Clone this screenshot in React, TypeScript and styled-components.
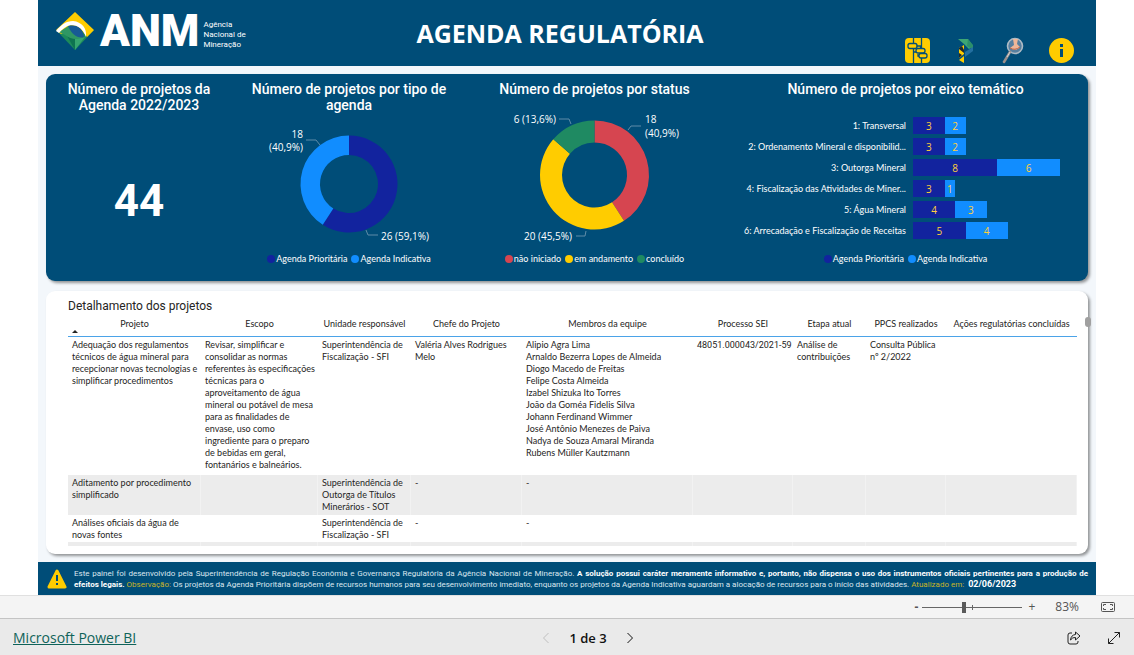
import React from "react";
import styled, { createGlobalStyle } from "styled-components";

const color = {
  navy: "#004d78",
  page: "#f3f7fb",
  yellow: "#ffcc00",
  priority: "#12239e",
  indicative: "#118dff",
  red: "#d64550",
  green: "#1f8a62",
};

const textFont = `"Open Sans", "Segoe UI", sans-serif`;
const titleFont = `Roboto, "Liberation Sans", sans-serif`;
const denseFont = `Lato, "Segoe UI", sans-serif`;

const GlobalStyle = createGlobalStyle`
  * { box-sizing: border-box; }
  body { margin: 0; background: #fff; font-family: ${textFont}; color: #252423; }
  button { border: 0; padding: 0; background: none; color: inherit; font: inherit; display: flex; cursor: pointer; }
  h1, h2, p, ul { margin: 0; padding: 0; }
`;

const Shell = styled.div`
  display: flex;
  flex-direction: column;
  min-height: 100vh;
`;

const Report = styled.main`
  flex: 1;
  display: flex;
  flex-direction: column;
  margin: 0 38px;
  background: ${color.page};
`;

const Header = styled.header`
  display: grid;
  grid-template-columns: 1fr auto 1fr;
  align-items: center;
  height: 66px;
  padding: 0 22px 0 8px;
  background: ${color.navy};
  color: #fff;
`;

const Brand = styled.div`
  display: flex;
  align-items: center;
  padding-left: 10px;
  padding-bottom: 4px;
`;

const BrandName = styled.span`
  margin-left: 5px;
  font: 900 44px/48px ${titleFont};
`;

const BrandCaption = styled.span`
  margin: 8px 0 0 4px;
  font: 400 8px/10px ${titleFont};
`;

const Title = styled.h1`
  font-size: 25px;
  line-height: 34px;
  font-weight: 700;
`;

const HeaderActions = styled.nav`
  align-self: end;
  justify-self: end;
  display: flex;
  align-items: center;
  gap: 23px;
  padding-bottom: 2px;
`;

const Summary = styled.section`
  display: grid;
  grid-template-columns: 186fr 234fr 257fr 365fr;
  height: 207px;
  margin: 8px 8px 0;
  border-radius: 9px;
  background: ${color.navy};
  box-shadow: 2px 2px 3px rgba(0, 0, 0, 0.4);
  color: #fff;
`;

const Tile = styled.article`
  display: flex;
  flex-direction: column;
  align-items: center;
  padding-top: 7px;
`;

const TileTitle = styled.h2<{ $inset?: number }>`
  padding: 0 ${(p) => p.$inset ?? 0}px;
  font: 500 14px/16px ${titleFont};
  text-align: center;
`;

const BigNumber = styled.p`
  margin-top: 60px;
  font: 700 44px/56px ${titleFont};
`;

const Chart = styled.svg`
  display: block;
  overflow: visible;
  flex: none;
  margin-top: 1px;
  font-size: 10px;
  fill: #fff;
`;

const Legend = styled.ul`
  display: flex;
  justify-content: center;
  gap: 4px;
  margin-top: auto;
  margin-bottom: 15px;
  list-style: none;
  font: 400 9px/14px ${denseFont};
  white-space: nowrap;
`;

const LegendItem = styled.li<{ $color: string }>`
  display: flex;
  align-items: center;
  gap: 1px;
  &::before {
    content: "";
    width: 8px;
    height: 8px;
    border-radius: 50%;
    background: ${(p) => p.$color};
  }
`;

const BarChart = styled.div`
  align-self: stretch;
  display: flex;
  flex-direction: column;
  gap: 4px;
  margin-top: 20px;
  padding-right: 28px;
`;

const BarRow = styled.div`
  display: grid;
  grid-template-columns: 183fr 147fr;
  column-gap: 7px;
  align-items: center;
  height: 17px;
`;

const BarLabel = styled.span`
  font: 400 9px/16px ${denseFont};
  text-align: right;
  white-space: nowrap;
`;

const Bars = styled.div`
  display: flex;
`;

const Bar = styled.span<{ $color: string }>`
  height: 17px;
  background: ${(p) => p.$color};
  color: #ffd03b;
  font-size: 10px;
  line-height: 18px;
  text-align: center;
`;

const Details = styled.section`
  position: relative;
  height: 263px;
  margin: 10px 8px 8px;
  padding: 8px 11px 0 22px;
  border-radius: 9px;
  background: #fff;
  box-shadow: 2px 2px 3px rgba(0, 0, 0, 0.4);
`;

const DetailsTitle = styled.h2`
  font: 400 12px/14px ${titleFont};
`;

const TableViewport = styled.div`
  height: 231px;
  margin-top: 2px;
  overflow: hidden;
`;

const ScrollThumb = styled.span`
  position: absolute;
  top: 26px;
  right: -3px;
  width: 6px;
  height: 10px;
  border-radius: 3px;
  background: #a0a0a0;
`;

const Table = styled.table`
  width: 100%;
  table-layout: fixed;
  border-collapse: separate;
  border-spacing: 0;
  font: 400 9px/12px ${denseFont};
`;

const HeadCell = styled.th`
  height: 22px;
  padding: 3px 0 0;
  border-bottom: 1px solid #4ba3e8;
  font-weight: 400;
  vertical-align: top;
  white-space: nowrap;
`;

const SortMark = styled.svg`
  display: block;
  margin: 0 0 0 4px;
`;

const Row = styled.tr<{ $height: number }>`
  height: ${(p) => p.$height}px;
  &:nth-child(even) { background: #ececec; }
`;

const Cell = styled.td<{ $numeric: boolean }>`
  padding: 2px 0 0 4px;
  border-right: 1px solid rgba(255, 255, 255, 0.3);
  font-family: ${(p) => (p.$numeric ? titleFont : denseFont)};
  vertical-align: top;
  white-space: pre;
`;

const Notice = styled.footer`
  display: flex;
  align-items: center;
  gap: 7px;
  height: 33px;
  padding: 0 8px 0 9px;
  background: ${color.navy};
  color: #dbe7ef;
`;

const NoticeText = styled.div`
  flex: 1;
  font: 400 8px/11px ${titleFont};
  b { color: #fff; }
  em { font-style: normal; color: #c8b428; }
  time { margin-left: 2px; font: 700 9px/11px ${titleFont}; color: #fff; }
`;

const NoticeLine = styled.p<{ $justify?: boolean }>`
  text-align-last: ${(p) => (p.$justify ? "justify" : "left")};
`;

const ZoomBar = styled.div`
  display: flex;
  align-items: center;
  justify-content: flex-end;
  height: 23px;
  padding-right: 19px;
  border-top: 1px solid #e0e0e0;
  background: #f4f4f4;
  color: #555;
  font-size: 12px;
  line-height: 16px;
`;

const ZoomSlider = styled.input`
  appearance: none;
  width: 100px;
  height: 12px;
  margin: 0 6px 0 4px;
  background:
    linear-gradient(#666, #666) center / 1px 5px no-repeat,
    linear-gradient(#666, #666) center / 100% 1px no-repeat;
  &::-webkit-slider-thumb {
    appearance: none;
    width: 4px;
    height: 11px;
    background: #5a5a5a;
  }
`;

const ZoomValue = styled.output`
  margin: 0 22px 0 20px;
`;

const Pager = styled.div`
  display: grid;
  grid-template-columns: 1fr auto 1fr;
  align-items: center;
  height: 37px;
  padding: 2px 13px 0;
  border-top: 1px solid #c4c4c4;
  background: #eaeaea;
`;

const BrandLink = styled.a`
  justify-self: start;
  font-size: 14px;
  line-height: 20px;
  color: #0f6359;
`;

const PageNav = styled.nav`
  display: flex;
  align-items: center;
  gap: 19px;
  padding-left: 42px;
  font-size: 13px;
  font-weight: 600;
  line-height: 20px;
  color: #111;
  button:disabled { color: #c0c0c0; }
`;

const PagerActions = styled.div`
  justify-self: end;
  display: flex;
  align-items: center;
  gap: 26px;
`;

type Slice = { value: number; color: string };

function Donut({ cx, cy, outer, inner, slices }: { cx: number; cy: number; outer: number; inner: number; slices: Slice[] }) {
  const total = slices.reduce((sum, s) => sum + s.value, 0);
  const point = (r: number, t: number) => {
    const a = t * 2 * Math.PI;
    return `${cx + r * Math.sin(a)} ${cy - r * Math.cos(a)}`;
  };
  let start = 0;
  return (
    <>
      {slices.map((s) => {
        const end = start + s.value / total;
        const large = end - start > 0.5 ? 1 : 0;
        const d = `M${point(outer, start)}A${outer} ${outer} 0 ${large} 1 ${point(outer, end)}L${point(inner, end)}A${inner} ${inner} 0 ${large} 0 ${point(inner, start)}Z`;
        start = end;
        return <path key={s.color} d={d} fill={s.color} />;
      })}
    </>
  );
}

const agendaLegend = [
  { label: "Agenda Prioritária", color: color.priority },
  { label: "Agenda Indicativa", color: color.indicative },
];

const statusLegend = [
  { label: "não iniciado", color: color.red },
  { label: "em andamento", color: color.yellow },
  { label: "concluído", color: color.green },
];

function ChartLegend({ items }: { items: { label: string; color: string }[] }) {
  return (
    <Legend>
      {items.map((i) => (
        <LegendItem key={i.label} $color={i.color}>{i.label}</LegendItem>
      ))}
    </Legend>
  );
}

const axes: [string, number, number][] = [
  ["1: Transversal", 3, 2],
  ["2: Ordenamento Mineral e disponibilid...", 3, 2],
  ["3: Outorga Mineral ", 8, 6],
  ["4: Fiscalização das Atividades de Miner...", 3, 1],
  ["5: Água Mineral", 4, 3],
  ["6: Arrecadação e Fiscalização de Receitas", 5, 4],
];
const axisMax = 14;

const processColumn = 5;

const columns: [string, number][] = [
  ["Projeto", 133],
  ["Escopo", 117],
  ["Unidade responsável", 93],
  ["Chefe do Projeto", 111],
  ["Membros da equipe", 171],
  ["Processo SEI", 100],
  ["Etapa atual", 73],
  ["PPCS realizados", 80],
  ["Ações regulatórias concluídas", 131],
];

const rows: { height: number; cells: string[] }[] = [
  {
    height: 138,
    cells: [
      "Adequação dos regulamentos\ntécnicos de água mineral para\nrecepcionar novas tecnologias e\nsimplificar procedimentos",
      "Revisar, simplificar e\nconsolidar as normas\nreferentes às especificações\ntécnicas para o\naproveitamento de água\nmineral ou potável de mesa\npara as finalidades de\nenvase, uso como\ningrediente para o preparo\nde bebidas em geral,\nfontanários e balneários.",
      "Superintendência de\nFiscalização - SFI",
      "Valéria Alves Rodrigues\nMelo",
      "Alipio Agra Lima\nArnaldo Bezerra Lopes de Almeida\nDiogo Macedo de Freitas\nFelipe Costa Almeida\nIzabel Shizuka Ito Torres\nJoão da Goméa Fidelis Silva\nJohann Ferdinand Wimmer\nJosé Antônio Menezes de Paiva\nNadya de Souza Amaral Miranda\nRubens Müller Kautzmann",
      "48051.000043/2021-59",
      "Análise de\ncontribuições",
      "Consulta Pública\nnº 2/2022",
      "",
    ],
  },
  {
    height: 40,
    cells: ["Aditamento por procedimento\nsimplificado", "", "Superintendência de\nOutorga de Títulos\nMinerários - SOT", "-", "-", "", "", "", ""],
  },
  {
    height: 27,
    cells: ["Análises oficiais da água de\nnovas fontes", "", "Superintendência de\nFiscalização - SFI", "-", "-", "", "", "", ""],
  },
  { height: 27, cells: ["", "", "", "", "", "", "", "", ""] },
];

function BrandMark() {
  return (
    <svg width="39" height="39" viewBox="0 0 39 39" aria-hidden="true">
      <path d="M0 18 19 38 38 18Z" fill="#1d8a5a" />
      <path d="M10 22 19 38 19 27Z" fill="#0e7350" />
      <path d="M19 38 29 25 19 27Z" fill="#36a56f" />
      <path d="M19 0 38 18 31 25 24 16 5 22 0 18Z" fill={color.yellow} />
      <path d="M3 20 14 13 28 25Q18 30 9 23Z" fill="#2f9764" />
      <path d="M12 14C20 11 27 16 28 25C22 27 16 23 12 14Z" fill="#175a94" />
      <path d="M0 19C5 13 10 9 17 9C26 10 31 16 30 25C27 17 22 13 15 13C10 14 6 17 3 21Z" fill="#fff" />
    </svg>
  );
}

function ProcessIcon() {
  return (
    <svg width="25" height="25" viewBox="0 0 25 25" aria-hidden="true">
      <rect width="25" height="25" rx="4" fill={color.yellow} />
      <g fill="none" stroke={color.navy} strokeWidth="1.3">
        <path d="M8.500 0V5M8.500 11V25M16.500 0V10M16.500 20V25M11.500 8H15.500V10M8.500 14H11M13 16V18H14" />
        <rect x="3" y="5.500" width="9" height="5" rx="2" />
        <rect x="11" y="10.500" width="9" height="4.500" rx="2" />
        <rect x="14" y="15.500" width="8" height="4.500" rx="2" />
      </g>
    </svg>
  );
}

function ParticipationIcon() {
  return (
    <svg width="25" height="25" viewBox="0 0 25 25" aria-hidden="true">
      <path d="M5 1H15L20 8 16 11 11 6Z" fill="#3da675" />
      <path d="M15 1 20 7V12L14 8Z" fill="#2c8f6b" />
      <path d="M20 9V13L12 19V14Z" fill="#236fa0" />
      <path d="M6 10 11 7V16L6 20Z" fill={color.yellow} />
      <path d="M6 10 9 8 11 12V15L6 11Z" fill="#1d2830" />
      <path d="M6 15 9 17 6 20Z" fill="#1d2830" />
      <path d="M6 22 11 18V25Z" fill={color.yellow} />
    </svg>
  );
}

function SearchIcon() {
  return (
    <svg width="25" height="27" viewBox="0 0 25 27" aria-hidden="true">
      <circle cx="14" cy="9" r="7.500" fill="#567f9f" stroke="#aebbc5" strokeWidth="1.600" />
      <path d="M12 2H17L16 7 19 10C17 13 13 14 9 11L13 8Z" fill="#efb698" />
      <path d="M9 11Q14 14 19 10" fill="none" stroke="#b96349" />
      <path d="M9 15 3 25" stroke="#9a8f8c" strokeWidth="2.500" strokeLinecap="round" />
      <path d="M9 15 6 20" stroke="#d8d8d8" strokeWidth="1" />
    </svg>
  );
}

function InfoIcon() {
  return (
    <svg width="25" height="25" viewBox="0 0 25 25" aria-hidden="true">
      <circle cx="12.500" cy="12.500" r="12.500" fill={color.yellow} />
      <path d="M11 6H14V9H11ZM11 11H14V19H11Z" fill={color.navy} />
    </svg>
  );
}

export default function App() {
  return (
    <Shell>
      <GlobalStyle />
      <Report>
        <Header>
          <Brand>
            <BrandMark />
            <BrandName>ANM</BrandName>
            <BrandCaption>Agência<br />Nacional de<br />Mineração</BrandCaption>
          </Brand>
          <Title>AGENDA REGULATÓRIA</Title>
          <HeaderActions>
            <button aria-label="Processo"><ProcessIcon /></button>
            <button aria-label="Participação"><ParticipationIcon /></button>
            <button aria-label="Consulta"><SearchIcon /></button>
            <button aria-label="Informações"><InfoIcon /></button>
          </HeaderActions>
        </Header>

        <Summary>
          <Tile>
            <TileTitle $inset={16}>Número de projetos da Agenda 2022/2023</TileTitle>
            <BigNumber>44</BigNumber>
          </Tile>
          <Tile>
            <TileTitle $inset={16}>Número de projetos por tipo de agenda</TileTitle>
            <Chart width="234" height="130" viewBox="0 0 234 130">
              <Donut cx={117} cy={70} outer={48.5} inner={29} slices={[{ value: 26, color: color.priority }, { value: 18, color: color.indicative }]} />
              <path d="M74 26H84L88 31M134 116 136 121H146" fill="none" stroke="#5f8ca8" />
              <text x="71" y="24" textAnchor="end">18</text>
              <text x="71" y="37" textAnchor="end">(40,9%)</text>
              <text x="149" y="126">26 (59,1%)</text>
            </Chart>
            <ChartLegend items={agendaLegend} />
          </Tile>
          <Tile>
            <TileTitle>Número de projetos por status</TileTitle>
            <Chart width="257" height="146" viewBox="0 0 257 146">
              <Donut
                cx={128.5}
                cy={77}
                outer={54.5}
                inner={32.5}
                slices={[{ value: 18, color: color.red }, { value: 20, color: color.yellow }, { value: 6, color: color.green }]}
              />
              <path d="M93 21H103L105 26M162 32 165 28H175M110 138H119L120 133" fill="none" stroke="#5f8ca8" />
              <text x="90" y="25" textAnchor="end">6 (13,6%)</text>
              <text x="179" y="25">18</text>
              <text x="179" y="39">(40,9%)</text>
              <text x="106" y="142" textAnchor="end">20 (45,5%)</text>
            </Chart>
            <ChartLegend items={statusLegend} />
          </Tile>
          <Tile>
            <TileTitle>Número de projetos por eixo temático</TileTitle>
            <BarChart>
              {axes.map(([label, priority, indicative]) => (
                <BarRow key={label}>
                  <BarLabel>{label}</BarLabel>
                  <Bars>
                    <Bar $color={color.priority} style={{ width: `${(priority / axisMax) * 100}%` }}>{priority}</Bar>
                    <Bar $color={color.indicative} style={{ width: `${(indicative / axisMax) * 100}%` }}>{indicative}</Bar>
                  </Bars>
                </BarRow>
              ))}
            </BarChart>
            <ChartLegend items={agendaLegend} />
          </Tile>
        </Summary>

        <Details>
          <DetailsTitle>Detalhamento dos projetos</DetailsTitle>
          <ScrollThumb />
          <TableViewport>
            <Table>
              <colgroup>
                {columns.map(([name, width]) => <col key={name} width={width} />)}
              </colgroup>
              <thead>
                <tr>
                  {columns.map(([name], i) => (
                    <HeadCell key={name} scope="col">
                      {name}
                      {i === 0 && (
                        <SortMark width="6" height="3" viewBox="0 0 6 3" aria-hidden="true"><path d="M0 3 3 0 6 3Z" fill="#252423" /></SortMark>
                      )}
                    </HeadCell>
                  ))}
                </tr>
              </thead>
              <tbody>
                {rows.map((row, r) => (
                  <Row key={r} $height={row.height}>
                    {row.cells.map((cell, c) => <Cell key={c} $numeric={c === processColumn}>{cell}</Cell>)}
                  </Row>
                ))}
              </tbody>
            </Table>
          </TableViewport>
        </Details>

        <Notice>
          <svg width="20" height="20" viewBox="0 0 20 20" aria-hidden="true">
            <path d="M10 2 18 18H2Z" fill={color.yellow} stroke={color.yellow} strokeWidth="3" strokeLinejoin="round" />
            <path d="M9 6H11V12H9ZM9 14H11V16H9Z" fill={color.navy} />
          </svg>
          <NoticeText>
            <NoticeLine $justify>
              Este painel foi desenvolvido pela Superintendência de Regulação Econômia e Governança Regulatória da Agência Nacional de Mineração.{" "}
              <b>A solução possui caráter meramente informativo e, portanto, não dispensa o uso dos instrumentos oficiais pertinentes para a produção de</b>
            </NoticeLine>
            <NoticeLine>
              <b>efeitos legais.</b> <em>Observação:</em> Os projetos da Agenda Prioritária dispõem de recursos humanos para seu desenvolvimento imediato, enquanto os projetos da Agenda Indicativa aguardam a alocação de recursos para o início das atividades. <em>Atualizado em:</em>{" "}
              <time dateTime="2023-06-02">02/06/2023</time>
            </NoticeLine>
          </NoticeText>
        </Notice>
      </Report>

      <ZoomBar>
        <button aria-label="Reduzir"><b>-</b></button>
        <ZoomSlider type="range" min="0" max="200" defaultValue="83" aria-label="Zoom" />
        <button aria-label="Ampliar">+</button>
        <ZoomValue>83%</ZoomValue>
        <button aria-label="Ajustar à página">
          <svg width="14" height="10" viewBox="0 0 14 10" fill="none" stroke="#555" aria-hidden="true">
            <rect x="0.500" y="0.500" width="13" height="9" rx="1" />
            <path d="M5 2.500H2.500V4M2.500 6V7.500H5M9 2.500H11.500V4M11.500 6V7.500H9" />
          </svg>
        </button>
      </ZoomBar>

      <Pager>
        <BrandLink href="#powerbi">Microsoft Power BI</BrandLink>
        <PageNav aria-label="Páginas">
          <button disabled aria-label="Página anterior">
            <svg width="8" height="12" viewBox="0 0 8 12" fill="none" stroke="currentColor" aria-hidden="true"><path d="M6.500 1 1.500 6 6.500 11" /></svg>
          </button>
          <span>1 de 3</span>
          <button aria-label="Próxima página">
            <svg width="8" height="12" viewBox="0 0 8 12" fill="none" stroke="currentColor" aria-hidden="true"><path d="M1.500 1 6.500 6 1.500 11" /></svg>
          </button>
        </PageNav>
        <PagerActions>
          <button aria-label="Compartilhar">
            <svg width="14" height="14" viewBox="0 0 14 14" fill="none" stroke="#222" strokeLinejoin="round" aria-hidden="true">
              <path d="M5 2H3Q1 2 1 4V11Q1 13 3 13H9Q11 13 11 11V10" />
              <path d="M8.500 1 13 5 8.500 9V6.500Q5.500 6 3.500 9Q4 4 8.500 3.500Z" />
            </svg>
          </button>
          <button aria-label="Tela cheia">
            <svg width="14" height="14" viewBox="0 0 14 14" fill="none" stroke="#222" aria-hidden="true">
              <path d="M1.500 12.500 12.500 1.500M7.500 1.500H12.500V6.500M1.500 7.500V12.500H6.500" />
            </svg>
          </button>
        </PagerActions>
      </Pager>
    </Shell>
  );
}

■ ■ ■ ■ ■ ■ ■

Requirements> Using the listing above, list every line in which the string "React" occurs.

Expected answer>
Clone this screenshot in React, TypeScript and styled-components.
import React from "react";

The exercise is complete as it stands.